RAID Scaling Charts, Part 2

Read Transfer Rates

The better your controller, the better it scales. In our testing, the Areca ARC-1220 is capable of benefiting from multiple hard drives in RAID 5 or RAID 6 setups. A single HD321KJ from Samsung provides up to 82 MB/s. A RAID 5 with three hard drives corresponds to a RAID 0 array with two hard drives, which is why a three-drive setup practically doubles the performance of a single drive. Adding more hard drives adds considerably more throughput with each additional drive, but the test system starts to max out with six hard drives, reaching 356 MB/s.
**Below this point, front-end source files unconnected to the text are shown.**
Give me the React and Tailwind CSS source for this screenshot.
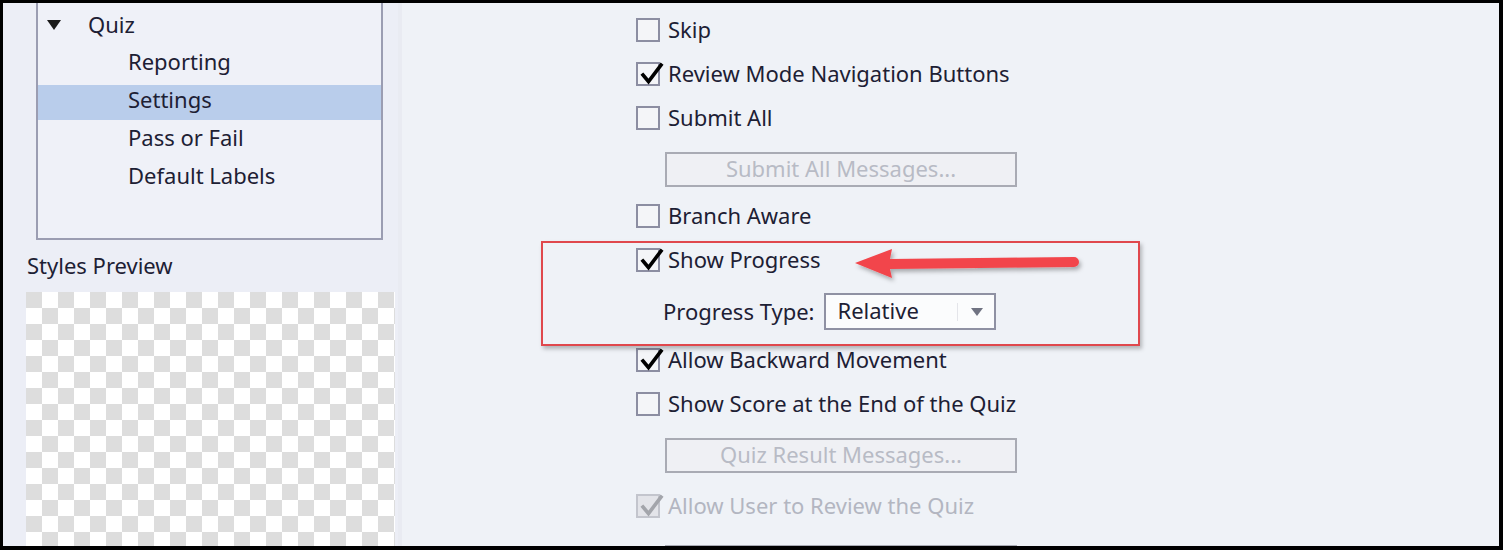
import React from "react";

const FONT = { fontFamily: '"Noto Sans", "Open Sans", sans-serif' };

function Check({ disabled }) {
  return (
    <svg width="28" height="28" viewBox="0 0 28 28" className="absolute left-0 top-[-4px]">
      <path
        d="M5 15 L10.5 21.5 L23 5"
        fill="none"
        stroke={disabled ? "#a3a5ab" : "#000000"}
        strokeWidth="3.6"
        strokeLinecap="square"
        strokeLinejoin="miter"
      />
    </svg>
  );
}

function CheckRow({ label, checked, disabled, className = "" }) {
  return (
    <div className={`flex h-[44px] shrink-0 items-center ${className}`}>
      <div
        className={`relative h-[24px] w-[24px] shrink-0 border-2 ${
          disabled ? "border-[#c3c5cd] bg-[#e3e4e9]" : "border-[#8c8ea2] bg-[#f4f5f8]"
        }`}
      >
        {checked && <Check disabled={disabled} />}
      </div>
      <span
        className={`ml-[8px] pb-[2px] text-[22px] leading-none ${
          disabled ? "text-[#b3b6c1]" : "text-[#1d2034]"
        }`}
      >
        {label}
      </span>
    </div>
  );
}

function DisabledButton({ label, className = "" }) {
  return (
    <div
      className={`ml-[29px] flex h-[35px] w-[352px] shrink-0 items-center justify-center border-2 border-[#a9abb4] bg-[#eff0f4] pb-[4px] text-[22px] leading-none text-[#b8bbc5] ${className}`}
    >
      {label}
    </div>
  );
}

export default function App() {
  const rows = [
    { label: "Reporting" },
    { label: "Settings", selected: true },
    { label: "Pass or Fail" },
    { label: "Default Labels" },
  ];
  return (
    <div
      style={FONT}
      className="relative h-[550px] w-[1503px] overflow-hidden border-t-[3px] border-l-[3px] border-r-4 border-b-4 border-black bg-[#eff2f7]"
    >
      <div className="flex h-full">
        {/* Left panel */}
        <div className="flex h-full w-[395px] shrink-0 flex-col bg-[#eceef6]">
          <div className="ml-[33px] h-[237px] w-[347px] shrink-0 border-x-2 border-b-2 border-[#9b9db2] bg-[#eff1f8] pt-[3px]">
            <div className="flex h-[38px] items-center pb-[2px]">
              <svg width="16" height="12" viewBox="0 0 16 12" className="ml-[8px] mt-[2px]">
                <path d="M1 1 L15 1 L8 11 Z" fill="#1a1a1a" />
              </svg>
              <span className="ml-[26px] text-[22px] leading-none text-[#1d2034]">Quiz</span>
            </div>
            {rows.map((r) => (
              <div
                key={r.label}
                className={`flex h-[38px] items-center pb-[4px] pl-[90px] text-[22px] leading-none text-[#1d2034] ${
                  r.selected ? "bg-[linear-gradient(to_bottom,transparent_3px,#b9cdeb_3px)]" : ""
                }`}
              >
                {r.label}
              </div>
            ))}
          </div>
          <div className="ml-[24px] mt-[14px] shrink-0 text-[22px] leading-none text-[#1d2034]">Styles Preview</div>
          <div
            className="ml-[23px] mt-[16px] w-[369px] flex-1 bg-[length:32px_32px] bg-[#ffffff]"
            style={{
              backgroundImage:
                "linear-gradient(45deg, #dddddd 25%, transparent 25%, transparent 75%, #dddddd 75%), linear-gradient(45deg, #dddddd 25%, transparent 25%, transparent 75%, #dddddd 75%)",
              backgroundPosition: "0 16px, 16px 0",
            }}
          />
        </div>
        <div className="w-[4px] shrink-0 bg-[#e9ebf2]" />

        {/* Right settings */}
        <div className="flex flex-1 flex-col pl-[234px] pt-[5px]">
          <CheckRow label="Skip" />
          <CheckRow label="Review Mode Navigation Buttons" checked />
          <CheckRow label="Submit All" />
          <DisabledButton label="Submit All Messages..." className="mt-[12px]" />
          <CheckRow label="Branch Aware" className="mt-[7px]" />
          <CheckRow label="Show Progress" checked />
          <div className="mt-[11px] flex h-[37px] shrink-0 items-center">
            <span className="ml-[27px] pb-[2px] text-[22px] leading-none text-[#1d2034]">Progress Type:</span>
            <div className="ml-[9px] flex h-[37px] w-[172px] items-center border-2 border-[#8f91a3] bg-[#fbfcfd]">
              <span className="ml-[12px] pb-[4px] text-[22px] leading-none text-[#1d2034]">Relative</span>
              <div className="ml-auto mr-[4px] h-[18px] w-px bg-[#e4e5ea]" />
              <svg width="14" height="10" viewBox="0 0 14 10" className="mr-[10px] ml-[8px]">
                <path d="M1 1 L13 1 L7 9 Z" fill="#707382" />
              </svg>
            </div>
          </div>
          <CheckRow label="Allow Backward Movement" checked className="mt-[8px]" />
          <CheckRow label="Show Score at the End of the Quiz" />
          <DisabledButton label="Quiz Result Messages..." className="mt-[12px]" />
          <CheckRow label="Allow User to Review the Quiz" checked disabled className="mt-[11px]" />
          <DisabledButton label="" className="mt-[17px]" />
        </div>
      </div>

      {/* Annotation: red box */}
      <div className="pointer-events-none absolute left-[538px] top-[238px] h-[105px] w-[599px] border-2 border-[#e0484d] shadow-[2px_3px_4px_rgba(0,0,0,0.25)]" />
      {/* Annotation: arrow */}
      <svg
        className="pointer-events-none absolute left-[847px] top-[240px]"
        width="240"
        height="46"
        viewBox="0 0 240 46"
      >
        <defs>
          <filter id="sh" x="-10%" y="-30%" width="120%" height="170%">
            <feDropShadow dx="2" dy="3" stdDeviation="2" floodColor="#000" floodOpacity="0.3" />
          </filter>
        </defs>
        <g filter="url(#sh)">
          <path d="M5 20 L42 6 L40 16 L224 14 A5 5 0 0 1 224 24 L40 26 L42 35 Z" fill="#f2454b" />
        </g>
      </svg>
    </div>
  );
}
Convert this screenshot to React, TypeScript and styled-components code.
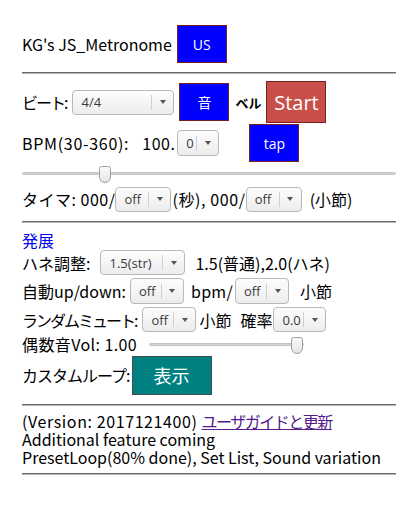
import React from 'react'
import styled, { createGlobalStyle } from 'styled-components'

const GlobalStyle = createGlobalStyle`
  html, body {
    margin: 0;
    padding: 0;
    background: #ffffff;
  }
  body {
    font-family: "Noto Sans CJK JP", "Noto Sans", sans-serif;
    font-size: 16px;
    color: #000000;
  }
`

const Page = styled.div`
  width: 374px;
  padding: 25px 21px 0 22px;
`

const Row = styled.div<{ $h: number; $gap?: number }>`
  display: flex;
  align-items: center;
  height: ${(p) => p.$h}px;
  gap: ${(p) => p.$gap ?? 0}px;
  white-space: nowrap;
`

const Rule = styled.hr<{ $top: number; $bottom: number }>`
  height: 0;
  margin: ${(p) => p.$top}px 0 ${(p) => p.$bottom}px;
  border: none;
  border-top: 1px solid #6a6a6a;
  border-bottom: 1px solid #b4b4b4;
`

// ls: letter-spacing, for the places where the reference runs wider or tighter
const Text = styled.span<{ $ml?: number; $mr?: number; $ls?: number }>`
  margin-left: ${(p) => p.$ml ?? 0}px;
  margin-right: ${(p) => p.$mr ?? 0}px;
  letter-spacing: ${(p) => p.$ls ?? 0}px;
`

const Bell = styled.span`
  font-size: 13px;
  font-weight: 700;
  margin: 0 5px 0 6px;
`

const Heading = styled.div`
  color: #0000ee;
  height: 18px;
  line-height: 18px;
  margin-top: 8px;
`

const Btn = styled.button<{ $w: number; $h: number; $bg: string; $fs: number; $dotted?: boolean }>`
  width: ${(p) => p.$w}px;
  height: ${(p) => p.$h}px;
  background: ${(p) => p.$bg};
  border: 1px ${(p) => (p.$dotted ? 'dotted' : 'solid')} #7a1f1f;
  color: #ffffff;
  font-family: "Open Sans", "Noto Sans CJK JP", sans-serif;
  font-size: ${(p) => p.$fs}px;
  padding: 0;
  margin: 0;
  flex: none;
`

const SelectBox = styled.div<{ $w: number; $h?: number; $fs?: number; $ml?: number }>`
  display: flex;
  align-items: center;
  flex: none;
  box-sizing: border-box;
  width: ${(p) => p.$w}px;
  height: ${(p) => p.$h ?? 25}px;
  margin-left: ${(p) => p.$ml ?? 0}px;
  border: 1px solid #b9b9b9;
  border-radius: 4px;
  background: linear-gradient(#fdfdfd, #ececec);
  font-family: "Open Sans", "DejaVu Sans", sans-serif;
  font-size: ${(p) => p.$fs ?? 13}px;
  color: #3a3a3a;
`

const SelectValue = styled.span`
  flex: 1;
  padding-left: 8px;
  overflow: hidden;
`

const SelectArrow = styled.span`
  display: flex;
  align-items: center;
  justify-content: center;
  width: 21px;
  height: 15px;
  border-left: 1px solid #cfcfcf;
  &::after {
    content: '';
    border-left: 3.5px solid transparent;
    border-right: 3.5px solid transparent;
    border-top: 4px solid #555;
  }
`

const Select: React.FC<{ value: string; w: number; h?: number; fs?: number; ml?: number }> = ({
  value,
  w,
  h,
  fs,
  ml,
}) => (
  <SelectBox $w={w} $h={h} $fs={fs} $ml={ml}>
    <SelectValue>{value}</SelectValue>
    <SelectArrow />
  </SelectBox>
)

const Range = styled.input<{ $w: number; $ml?: number }>`
  -webkit-appearance: none;
  appearance: none;
  width: ${(p) => p.$w}px;
  height: 20px;
  margin: 0 0 0 ${(p) => p.$ml ?? 0}px;
  background: transparent;
  &::-webkit-slider-runnable-track {
    height: 3px;
    background: #d4d4d4;
    border: 1px solid #c2c2c2;
    border-radius: 2px;
  }
  &::-webkit-slider-thumb {
    -webkit-appearance: none;
    width: 12px;
    height: 17px;
    margin-top: -7px;
    background: linear-gradient(#fafafa, #e4e4e4);
    border: 1px solid #a0a0a0;
    border-radius: 3px 3px 7px 7px;
  }
`

const Link = styled.a`
  color: #551a8b;
  text-decoration: underline;
  margin-left: 4px;
  letter-spacing: -1.5px;
`

const Footer = styled.div`
  line-height: 18px;
  white-space: nowrap;
`

export default function App() {
  return (
    <Page>
      <GlobalStyle />
      <Row $h={38} $gap={5}>
        <Text>KG's JS_Metronome</Text>
        <Btn $w={50} $h={38} $bg="#0000ff" $fs={14}>US</Btn>
      </Row>
      <Rule $top={9} $bottom={7} />
      <Row $h={42}>
        <Text $mr={6} $ls={-2}>ビート:</Text>
        <Select value="4/4" w={102} />
        <Btn $w={50} $h={38} $bg="#0000ff" $fs={14} style={{ marginLeft: 5 }}>音</Btn>
        <Bell>ベル</Bell>
        <Btn $w={60} $h={42} $bg="#c9504a" $fs={20}>Start</Btn>
      </Row>
      <Row $h={40}>
        <Text $ls={0.7}>BPM(30-360):</Text>
        <Text $ml={13} $ls={0.5}>100.</Text>
        <Select value="0" w={42} h={26} ml={2} />
        <Btn $w={50} $h={38} $bg="#0000ff" $fs={14} style={{ marginLeft: 30 }}>tap</Btn>
      </Row>
      <Row $h={20}>
        <Range type="range" min={30} max={360} defaultValue={100} $w={376} readOnly />
      </Row>
      <Row $h={32}>
        <Text $ls={0.5}>タイマ:&nbsp;000/</Text>
        <Select value="off" w={56} />
        <Text $ml={1} $ls={0.6}>(秒), 000/</Text>
        <Select value="off" w={56} />
        <Text $ml={8}>(小節)</Text>
      </Row>
      <Rule $top={6} $bottom={0} />
      <Heading>発展</Heading>
      <Row $h={27}>
        <Text $mr={10}>ハネ調整:</Text>
        <Select value="1.5(str)" w={85} h={25} />
        <Text $ml={10}>1.5(普通),2.0(ハネ)</Text>
      </Row>
      <Row $h={30}>
        <Text $mr={4}>自動up/down:</Text>
        <Select value="off" w={54} h={26} />
        <Text $ml={7} $mr={2} $ls={0.3}>bpm/</Text>
        <Select value="off" w={54} h={26} />
        <Text $ml={11}>小節</Text>
      </Row>
      <Row $h={27}>
        <Text $mr={6} $ls={-2}>ランダムミュート:</Text>
        <Select value="off" w={54} />
        <Text $ml={3}>小節</Text>
        <Text $ml={9} $mr={1}>確率</Text>
        <Select value="0.0" w={53} />
      </Row>
      <Row $h={22}>
        <Text $ls={0.4}>偶数音Vol: 1.00</Text>
        <Range type="range" min={0} max={1} step={0.01} defaultValue={1} $w={155} $ml={12} readOnly />
      </Row>
      <Row $h={40}>
        <Text $mr={2} $ls={-1}>カスタムループ:</Text>
        <Btn $w={80} $h={39} $bg="#008080" $fs={18} $dotted>表示</Btn>
      </Row>
      <Rule $top={9} $bottom={6} />
      <Footer>
        <div>
          <Text $ls={0.6}>(Version: 2017121400)</Text>
          <Link href="#">ユーザガイドと更新</Link>
        </div>
        <div>Additional feature coming</div>
        <div>PresetLoop(80% done), Set List, Sound variation</div>
      </Footer>
      <Rule $top={7} $bottom={0} />
    </Page>
  )
}
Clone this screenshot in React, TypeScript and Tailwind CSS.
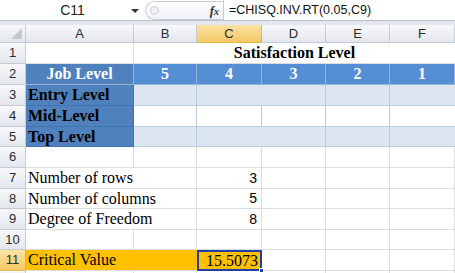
import React from 'react';

const serif = "font-['Liberation_Serif','Times_New_Roman',serif]";
const sans = "font-['Liberation_Sans',Arial,sans-serif]";
const grid = 'border-r border-b border-[#dadcdd]';
const blueLine = 'border-r border-b border-[#95b3d7]';
const headCell =
  'flex items-center justify-center border-r border-b border-[#c5cbd4] bg-gradient-to-b from-[#f7f8fa] to-[#e3e7ed] text-[13px] text-[#2b2b2b]';
const headSel =
  'flex items-center justify-center border-r border-b border-[#e0b64e] bg-gradient-to-b from-[#fbe3a4] to-[#f4c862] text-[13px] text-[#2b2b2b]';

const RowHead: React.FC<{ n?: number; selected?: boolean }> = ({ n, selected }) => (
  <div className={selected ? headSel : headCell}>{n}</div>
);

const Num: React.FC<{ v: string }> = ({ v }) => (
  <div className={`${grid} flex items-center justify-end pr-[4px] text-[14px] ${sans}`}>{v}</div>
);

const Empty: React.FC<{ extra?: string }> = ({ extra = '' }) => <div className={`${grid} ${extra}`} />;

export default function App() {
  return (
    <div className={`w-[455px] h-[273px] overflow-hidden bg-white ${sans} text-black`}>
      {/* formula bar */}
      <div className="h-[25px] bg-[#e4e8ee] pb-[4px]">
        <div className="flex h-[21px] bg-white border-b border-[#b9c0ca]">
          <div className="relative w-[145px] flex items-center justify-center text-[14px] text-[#222]">
            C11
            <span className="absolute right-[6px] top-[9px] w-0 h-0 border-l-[4px] border-r-[4px] border-t-[4px] border-l-transparent border-r-transparent border-t-[#333]" />
          </div>
          <div className="w-[78px] h-[19px] mt-[1px] flex items-center justify-between pl-[4px] pr-[4px] rounded-l-full border border-r-0 border-[#c6ccd4] bg-gradient-to-b from-[#ffffff] to-[#eef1f5]">
            <span className="w-[9px] h-[9px] rounded-full border border-[#c9ced6] bg-[#eef0f3]" />
            <span className={`${serif} italic font-bold text-[13px] text-[#333]`}>
              f<span className="text-[10px]">x</span>
            </span>
          </div>
          <div className="flex-1 flex items-center border-l border-[#c6ccd4] pl-[5px] text-[12.5px] text-[#111]">
            =CHISQ.INV.RT(0.05,C9)
          </div>
        </div>
      </div>

      {/* sheet */}
      <div className="grid grid-cols-[26px_108px_63px_65px_64px_64px_65px] grid-rows-[18px_21px_21px_21px_21px_20px_21px_21px_20px_21px_20px_21px_10px]">
        {/* column headers */}
        <div className={`${headCell} relative`}>
          <svg className="absolute right-[3px] bottom-[3px]" width="11" height="11" viewBox="0 0 11 11">
            <polygon points="11,0 11,11 0,11" fill="#c4c9d0" />
          </svg>
        </div>
        {['A', 'B'].map(c => (
          <div key={c} className={headCell}>{c}</div>
        ))}
        <div className={headSel}>C</div>
        {['D', 'E', 'F'].map(c => (
          <div key={c} className={headCell}>{c}</div>
        ))}

        {/* row 1 */}
        <RowHead n={1} />
        <Empty />
        <div className={`col-span-5 border-b border-[#dadcdd] flex items-center justify-center ${serif} font-bold text-[16px]`}>
          Satisfaction Level
        </div>

        {/* row 2 */}
        <RowHead n={2} />
        <div className={`bg-[#4f81bd] ${blueLine} flex items-center justify-center ${serif} font-bold text-[16px] text-white`}>
          Job Level
        </div>
        {['5', '4', '3', '2', '1'].map(v => (
          <div key={v} className={`bg-[#558ed5] ${blueLine} flex items-center justify-center ${serif} font-bold text-[16px] text-white`}>
            {v}
          </div>
        ))}

        {/* rows 3-5 */}
        {[
          ['Entry Level', true],
          ['Mid-Level', false],
          ['Top Level', true],
        ].map(([label, band], i) => (
          <React.Fragment key={label as string}>
            <RowHead n={i + 3} />
            <div className={`bg-[#4f81bd] border-r border-b border-[#4373ae] flex items-center pl-[2px] ${serif} font-bold text-[16px]`}>
              {label}
            </div>
            {band ? (
              <>
                <div className="bg-[#dce6f1] border-r border-b border-[#b8cce4]" />
                <div className="bg-[#dce6f1] border-b border-[#b8cce4]" />
                <div className="bg-[#dce6f1] border-r border-b border-[#b8cce4]" />
                <div className="bg-[#dce6f1] border-r border-b border-[#b8cce4]" />
                <div className="bg-[#dce6f1] border-b border-[#b8cce4]" />
              </>
            ) : (
              <>
                <div className="border-r border-b border-[#b8cce4]" />
                <div className="border-r border-b border-[#b8cce4]" />
                <div className="border-r border-b border-[#b8cce4]" />
                <div className="border-r border-b border-[#b8cce4]" />
                <div className="border-b border-[#b8cce4]" />
              </>
            )}
          </React.Fragment>
        ))}

        {/* row 6 */}
        <RowHead n={6} />
        <Empty />
        <Empty />
        <Empty />
        <Empty />
        <Empty />
        <Empty />

        {/* rows 7-9 */}
        {[
          ['Number of rows', '3'],
          ['Number of columns', '5'],
          ['Degree of Freedom', '8'],
        ].map(([label, v], i) => (
          <React.Fragment key={label}>
            <RowHead n={i + 7} />
            <div className={`col-span-2 border-r border-b border-[#dadcdd] flex items-center pl-[2px] ${serif} text-[16px] whitespace-nowrap`}>
              {label}
            </div>
            <Num v={v} />
            <Empty />
            <Empty />
            <Empty />
          </React.Fragment>
        ))}

        {/* row 10 */}
        <RowHead n={10} />
        <Empty />
        <Empty />
        <Empty />
        <Empty />
        <Empty />
        <Empty />

        {/* row 11 */}
        <RowHead n={11} selected />
        <div className={`col-span-2 bg-[#ffc000] border-b border-[#dadcdd] flex items-center pl-[2px] ${serif} text-[16px]`}>
          Critical Value
        </div>
        <div className={`relative bg-[#ffc000] border-2 border-[#1f3fa3] flex items-center justify-end pr-[2px] ${serif} text-[16px]`}>
          15.5073
          <span className="absolute right-[-4px] bottom-[-4px] w-[5px] h-[5px] bg-[#1f3fa3] border border-white" />
        </div>
        <Empty />
        <Empty />
        <Empty />

        {/* row 12, cut off by the window */}
        <RowHead />
        <Empty />
        <Empty />
        <Empty />
        <Empty />
        <Empty />
        <Empty />
      </div>
    </div>
  );
}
Eight drives will only give you slightly more performance, with a data transfer rate of 384 MB/s.

Write Transfer Rates

Parity calculation takes time. This becomes very obvious when looking at the write performance results. While read transfer rates of almost 400 MB/s were possible, RAID 5 setups with multiple drives did not even achieve half of that. For RAID 6 setups, the maximum write transfer rates were less than 150 MB/s with eight hard drives. It is, however, very interesting to see that the minimum transfer rates clearly benefit from a higher drive count, although the maximum value doesn’t differ much between three and eight drives (RAID 5). Clearly, the controller cannot process more XOR data.